Leadership: the curious lasting appeal of the space lander superfluous fourth leg, and what to do about it

This article suggests testing three, or five, landing gear or legs for a lander rather than the ubiquitous four used since the 1960s when the Apollo 11 Eagle successfully landed on the Moon’s Sea of Tranquility. The scope is landers launching people and equipment into space, but don’t let that limit your own problem solving imagination.

You’ve seen and experienced the thrill of spacecraft landing here on Earth, the moon, and beyond. There it is, in historic black and white, or improving to 4K color; the craft extends four legs to stick the landing.?

Yet there is the common but untested logic, a lander doesn’t need four legs. Rather, three is the minimum required, making the rocket simpler and more cost-efficient, or at least five is needed for full safety and redundancy. Still, for more than 50 years we seem to be stuck with four. Four is a bore. It’s time for change.

You only need three legs

Check it out for yourself with a simple experiment or two. Cut one leg off of your favorite four-legged chair. What happens? Remove a wheel from your favorite four-wheeled car. What happens? Snatch a leg from a three-legged stool, make it a favorite if you have one. What happens? Rewatch several videos, or read the online article, of different spacecraft losing one of its four legs. Examples go back at least as far as the 1990s DC-X. Some of these vehicles have already flown into space and some are still experimental. What happened? If you didn’t try this at home, let me tell you that in all cases the object falls over when one of the four is lost. (Be sure to revisit all the amazing landings, too, still exciting even with that extra leg!)

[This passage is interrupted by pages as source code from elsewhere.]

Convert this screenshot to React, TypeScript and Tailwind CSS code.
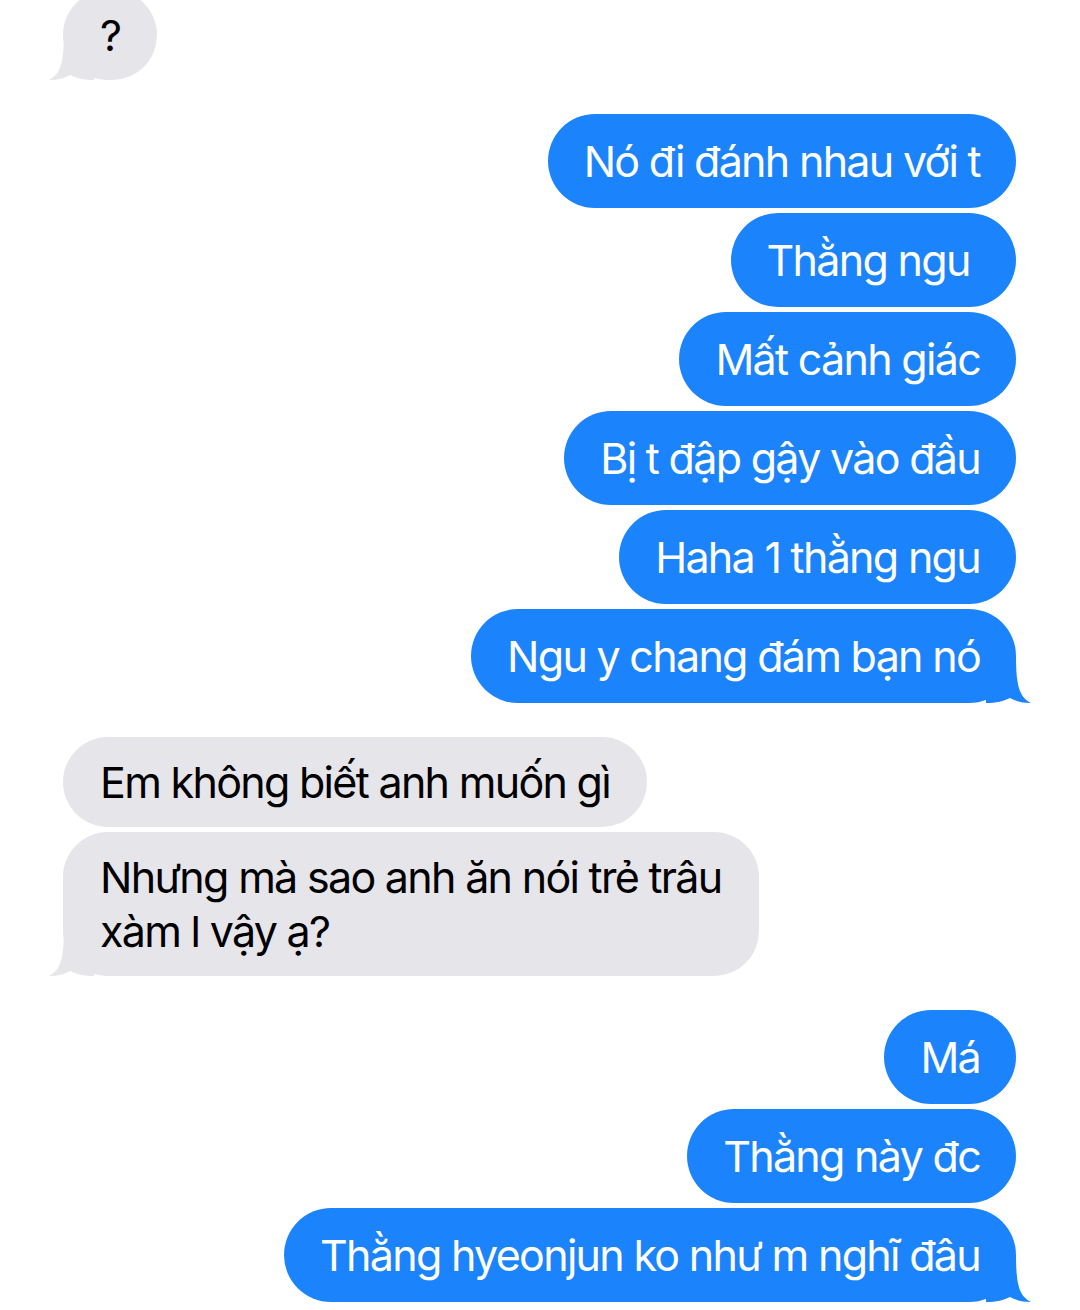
import React from "react";

type Msg = { text: React.ReactNode; tail?: boolean };

const BLUE = "#1b84fc";

function TailRight() {
  return (
    <svg
      className="absolute -right-[15px] bottom-0"
      width="45"
      height="48"
      viewBox="0 0 45 48"
    >
      <path
        d="M30 0 C30 30 33 42 45 48 C36 48 29 46 24 43 C18 46 10 48 0 48 L0 0 Z"
        fill={BLUE}
      />
    </svg>
  );
}

function TailLeft() {
  return (
    <svg
      className="absolute -left-[14px] bottom-0"
      width="45"
      height="48"
      viewBox="0 0 45 48"
    >
      <path
        d="M15 0 C15 30 12 42 0 48 C9 48 16 46 21 43 C27 46 35 48 45 48 L45 0 Z"
        fill="#e5e5ea"
      />
    </svg>
  );
}

function Sent({ text, tail }: Msg) {
  return (
    <div className="relative w-fit self-end rounded-[47px] bg-[#1b84fc] px-[36px] py-[20px] text-white">
      {tail && <TailRight />}
      <span className="relative">{text}</span>
    </div>
  );
}

function Received({ text, tail }: Msg) {
  return (
    <div className="relative w-fit self-start rounded-[45px] bg-[#e5e5ea] px-[37px] py-[18px] text-black">
      {tail && <TailLeft />}
      <span className="relative">{text}</span>
    </div>
  );
}

export default function App() {
  return (
    <div
      className="flex h-[1310px] w-[1080px] flex-col overflow-hidden bg-white pl-[63px] pr-[64px] text-[43px] leading-[54px] tracking-[-1.7px]"
      style={{ fontFamily: "Inter, 'Noto Sans', sans-serif" }}
    >
      <div className="-mt-[10px] flex flex-col">
        <Received text="?" tail />
      </div>

      <div className="mt-[34px] flex flex-col gap-[5px]">
        <Sent text="Nó đi đánh nhau với t" />
        <Sent text={"Thằng ngu\u00a0"} />
        <Sent text="Mất cảnh giác" />
        <Sent text="Bị t đập gậy vào đầu" />
        <Sent text="Haha 1 thằng ngu" />
        <Sent text="Ngu y chang đám bạn nó" tail />
      </div>

      <div className="mt-[34px] flex flex-col gap-[5px]">
        <Received text="Em không biết anh muốn gì" />
        <Received
          text={
            <>
              Nhưng mà sao anh ăn nói trẻ trâu
              <br />
              xàm l vậy ạ?
            </>
          }
          tail
        />
      </div>

      <div className="mt-[34px] flex flex-col gap-[5px]">
        <Sent text="Má" />
        <Sent text="Thằng này đc" />
        <Sent text="Thằng hyeonjun ko như m nghĩ đâu" tail />
      </div>
    </div>
  );
}
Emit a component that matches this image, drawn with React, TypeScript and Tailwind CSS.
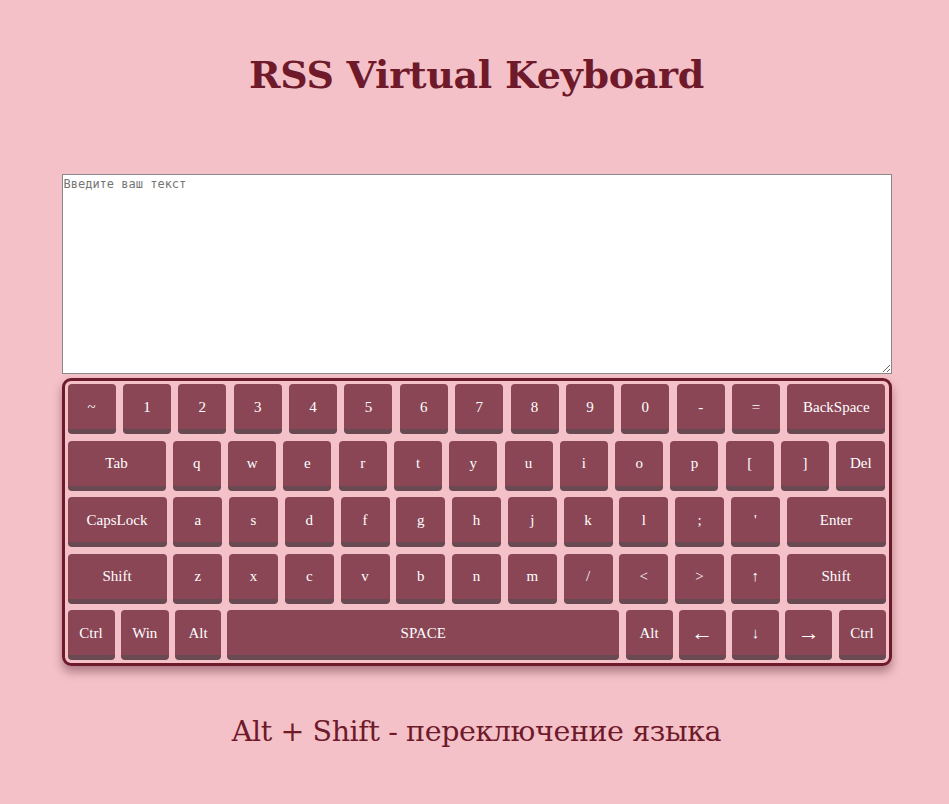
import React from 'react';

type K = { label: string; w: number };

const k = (label: string, w = 48): K => ({ label, w });

const rows: K[][] = [
  [k('~'), k('1'), k('2'), k('3'), k('4'), k('5'), k('6'), k('7'), k('8'), k('9'), k('0'), k('-'), k('='), k('BackSpace', 98)],
  [k('Tab', 98), k('q'), k('w'), k('e'), k('r'), k('t'), k('y'), k('u'), k('i'), k('o'), k('p'), k('['), k(']'), k('Del', 49)],
  [k('CapsLock', 99), k('a', 49), k('s', 49), k('d', 49), k('f', 49), k('g', 49), k('h', 49), k('j', 49), k('k', 49), k('l', 49), k(';', 49), k("'", 49), k('Enter', 99)],
  [k('Shift', 99), k('z', 49), k('x', 49), k('c', 49), k('v', 49), k('b', 49), k('n', 49), k('m', 49), k('/', 49), k('<', 49), k('>', 49), k('↑', 49), k('Shift', 99)],
  [k('Ctrl', 47), k('Win', 48), k('Alt', 46), k('SPACE', 392), k('Alt', 47), k('←', 47), k('↓', 47), k('→', 47), k('Ctrl', 47)],
];

function Key({ item }: { item: K }) {
  const wide = item.label === '←' || item.label === '→';
  return (
    <button
      style={{ width: item.w }}
      className={`h-[50px] shrink-0 rounded-[4px] bg-[#8a4655] border-b-[5px] border-[#6a4a52] text-white leading-none flex items-center justify-center pt-[1px] ${wide ? 'text-[22px]' : 'text-[15px]'}`}
    >
      {item.label}
    </button>
  );
}

export default function App() {
  return (
    <div className="min-h-[804px] bg-[#f5c1c8] font-['Liberation_Serif',serif] flex flex-col items-center pl-[4px]">
      <h1 className="mt-[52px] text-[38px] leading-[46px] font-bold text-[#6e1a2a] font-['DejaVu_Serif','Liberation_Serif',serif] tracking-[-0.3px]">
        RSS Virtual Keyboard
      </h1>

      {/* text input */}
      <textarea
        placeholder="Введите ваш текст"
        className="mt-[76px] w-[830px] h-[200px] bg-white border border-[#888] px-[1px] py-[2px] text-[12px] leading-[14px] font-['DejaVu_Sans_Mono',monospace] placeholder:text-[#757575] block"
      />

      {/* keyboard */}
      <div className="mt-[4px] w-[830px] rounded-[9px] border-[3px] border-[#6d1a2a] p-[3px] flex flex-col gap-[6.5px] shadow-[0_6px_10px_rgba(90,40,50,0.45)]">
        {rows.map((row, i) => (
          <div key={i} className="flex justify-between">
            {row.map((item, j) => (
              <Key key={j} item={item} />
            ))}
          </div>
        ))}
      </div>

      <p className="mt-[48px] text-[28.5px] leading-[36px] text-[#6e1a2a] font-['DejaVu_Serif','Liberation_Serif',serif] tracking-[-0.4px]">
        Alt + Shift - переключение языка
      </p>
    </div>
  );
}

There are definitely many examples with three points of contact, including airplanes. Recall Black Widow in her own iconic landing pose. Yep, just two legs and one arm for a total of three. Music drum sets only use three legs for cymbals and snares. Handheld cameras are steadied using a tripod.?

For rockets, three legs must be spread out across greater than all of them on the same 180 degrees of the vehicle, and all on the same side is the result when a four-legged lander unfortunately has one leg removed. Now, sure, in that situation there is the rather small chance that the center of gravity of the rocket is slightly on the same side as the remaining three legs, but not slightly enough to guarantee that an astronaut moving around wouldn’t change that, or that the descent ladder is also on the same side of the vehicle. Think of the car teetering on the edge of a cliff in a dramatic or comical movie. In summary, if the current rocket design loses a fourth leg, the vehicle and possibly the mission is lost. At best, all you really have is a false sense of security, reflecting our near universal usage of four-legged animals for transportation, chairs to sit in, and cars to ride on. We can do better.

Another interesting point to consider about three legs, is that they are more stable on an uneven surface, as four legs tend to wobble. For example, place a small rock under the leg of your now-favorite chair (since you ruined your previous favorite a little while ago), or put one leg over a shallow hole, and what happens? Next, do the same with a three-legged stool. Similarly, the moon is infamously notorious for having craters and boulders, making tilt a bigger risk with four legs rather than three. The same risk is experienced on other planets, moons, asteroids, and comets.

Three legs is simpler and less expensive

Going back even further in spacecraft history, we didn’t start with landers using four legs. Surveyor had three legs. Luna had three legs. Apparently for larger vehicles, we decided more is better. And certainly to increase safety, it would be better to have five legs for reducing risk if a leg is lost. This risk reduction is even more paramount with landers carrying human life.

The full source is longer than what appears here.